The directory list is trickier for high-volume repositories and for directories with many files. I think we can get there, but this is a lot of whole lot of layers of daemons queueing other daemons and intermediate storage tables and locks.

PHI1816 would also like dimensional coverage: coverage by language; coverage by team/owner. This is perhaps worth considering in how coverage is aggregated.

Coverage by owner seems particularly tricky because one file may have many owners.

See PHI1997, which discusses things from the perspective of reporting coverage from a build system.

When building diffs/revisions, coverage of files not touched by change isn't relevant, and isn't likely to become relevant in the future. differential.changeset.search, implemented by T13605, allows builds to filter the set of files they're reporting coverage for and report a small coverage set.

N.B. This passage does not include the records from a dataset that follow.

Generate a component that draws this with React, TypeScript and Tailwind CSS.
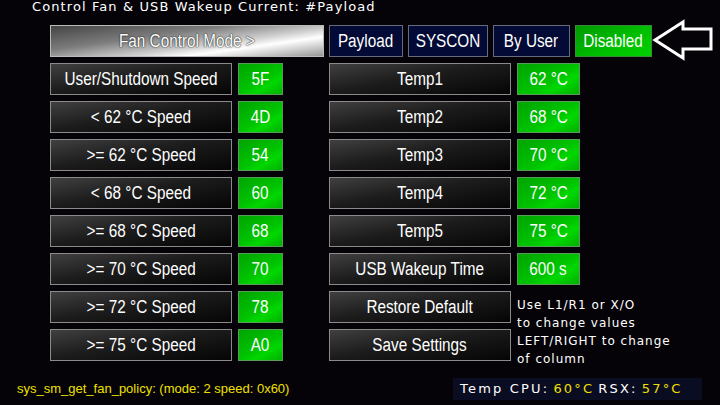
import React from 'react';

const speeds = [
    ['User/Shutdown Speed', '5F'],
    ['< 62 °C Speed', '4D'],
    ['>= 62 °C Speed', '54'],
    ['< 68 °C Speed', '60'],
    ['>= 68 °C Speed', '68'],
    ['>= 70 °C Speed', '70'],
    ['>= 72 °C Speed', '78'],
    ['>= 75 °C Speed', 'A0'],
];

const temps = [
    ['Temp1', '62 °C'],
    ['Temp2', '68 °C'],
    ['Temp3', '70 °C'],
    ['Temp4', '72 °C'],
    ['Temp5', '75 °C'],
    ['USB Wakeup Time', '600 s'],
];

const wide = "font-['DejaVu_Sans',Verdana,sans-serif]";

// condensed label: Liberation Sans squeezed horizontally
const Txt: React.FC<{ children: React.ReactNode }> = ({ children }) => (
    <span className="inline-block whitespace-nowrap scale-x-[0.85] font-['Liberation_Sans',Arial,sans-serif] text-[18px] leading-none">
        {children}
    </span>
);

const Dark: React.FC<{ label: string; w: string }> = ({ label, w }) => (
    <div className={`${w} h-[32px] shrink-0 flex items-center justify-center border border-[#8a8a8a] bg-[linear-gradient(170deg,#404040_0%,#1c1c1c_45%,#050505_100%)] text-white`}>
        <Txt>{label}</Txt>
    </div>
);

const Green: React.FC<{ value: string; w: string }> = ({ value, w }) => (
    <div className={`${w} h-[32px] shrink-0 flex items-center justify-center border border-[#5a9a5a] bg-[linear-gradient(150deg,#00a400_0%,#00c400_55%,#00d800_70%,#00b000_100%)] text-white`}>
        <Txt>{value}</Txt>
    </div>
);

const Mode: React.FC<{ label: string; w: string; on?: boolean }> = ({ label, w, on }) => (
    <div className={`${w} h-[32px] shrink-0 flex items-center justify-center border ${on ? 'border-[#3a8a3a] bg-[linear-gradient(150deg,#009a00_0%,#00c000_60%,#00d000_100%)]' : 'border-[#666a7a] bg-[#030a35]'} text-white`}>
        <Txt>{label}</Txt>
    </div>
);

const App: React.FC = () => {
    return (
        <div className="w-[720px] h-[405px] bg-[#050308] overflow-hidden">
            <div className={`pl-[32px] h-[14px] leading-[14px] text-white text-[13px] tracking-[1.1px] ${wide}`}>
                Control Fan &amp; USB Wakeup Current: #Payload
            </div>

            <div className="flex items-center h-[32px] gap-[5px] pl-[50px] mt-[11px]">
                <div className="w-[274px] h-[32px] shrink-0 flex items-center justify-center border border-[#bbbbbb] bg-[linear-gradient(172deg,#444_0%,#7c7c7c_35%,#cfcfcf_60%,#ffffff_72%,#959595_100%)] text-white [text-shadow:0_0_2px_#222,0_0_1px_#222]">
                    <Txt>Fan Control Mode &gt;</Txt>
                </div>
                <Mode label="Payload" w="w-[74px]" />
                <Mode label="SYSCON" w="w-[80px]" />
                <Mode label="By User" w="w-[77px]" />
                <Mode label="Disabled" w="w-[77px]" on />
                <svg width="62" height="32" viewBox="0 0 62 32" overflow="visible" className="ml-[-3px] overflow-visible">
                    <polygon points="1,15 29,-3 29,4 57,4 57,24 29,24 29,33" fill="none" stroke="white" strokeWidth="3" />
                </svg>
            </div>

            <div className="flex pl-[50px] mt-[6px]">
                <div className="flex flex-col gap-[6px]">
                    {speeds.map(([l, v]) => (
                        <div key={l} className="flex gap-[6px]">
                            <Dark label={l} w="w-[182px]" />
                            <Green value={v} w="w-[45px]" />
                        </div>
                    ))}
                </div>
                <div className="flex flex-col gap-[6px] ml-[46px]">
                    {temps.map(([l, v]) => (
                        <div key={l} className="flex gap-[6px]">
                            <Dark label={l} w="w-[182px]" />
                            <Green value={v} w="w-[63px]" />
                        </div>
                    ))}
                    <div className="flex gap-[6px] h-[70px]">
                        <div className="flex flex-col gap-[6px]">
                            <Dark label="Restore Default" w="w-[182px]" />
                            <Dark label="Save Settings" w="w-[182px]" />
                        </div>
                        <div className={`text-white text-[12px] leading-[18px] tracking-[1px] pt-[5px] ${wide}`}>
                            <div>Use L1/R1 or X/O</div>
                            <div>to change values</div>
                            <div>LEFT/RIGHT to change</div>
                            <div>of column</div>
                        </div>
                    </div>
                </div>
            </div>

            <div className="flex items-center mt-[17px]">
                <div className="pl-[17px] w-[453px] text-[#f0e000] text-[13px] font-['Liberation_Sans',Arial,sans-serif]">
                    sys_sm_get_fan_policy: (mode: 2 speed: 0x60)
                </div>
                <div className={`w-[249px] h-[22px] bg-[#0a0c22] flex items-center pl-[7px] text-[13px] tracking-[2.2px] text-white ${wide}`}>
                    Temp CPU: <span className="text-[#f0e000] ml-[4px]">60°C</span><span className="ml-[4px]">RSX:</span><span className="text-[#f0e000] ml-[4px]">57°C</span>
                </div>
            </div>
        </div>
    );
};

export default App;
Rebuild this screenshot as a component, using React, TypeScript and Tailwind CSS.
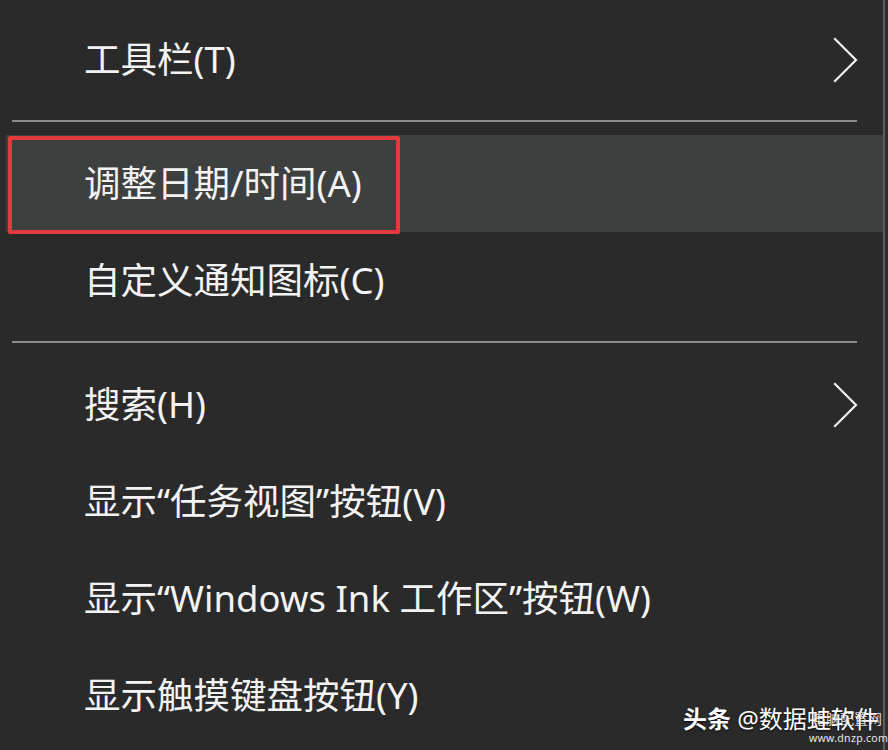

In contrast, for commits, it likely makes sense to encourage clients to report coverage exhaustively. For example, if commit C just adds or removes tests, it may still affect coverage in files it did not touch directly. If clients report only coverage for modified files, the aggregate view of coverage in the repository will diverge from reality over time.

This implies a fair amount of cleverness on the aggregation side because this data will be 99%+ redundant.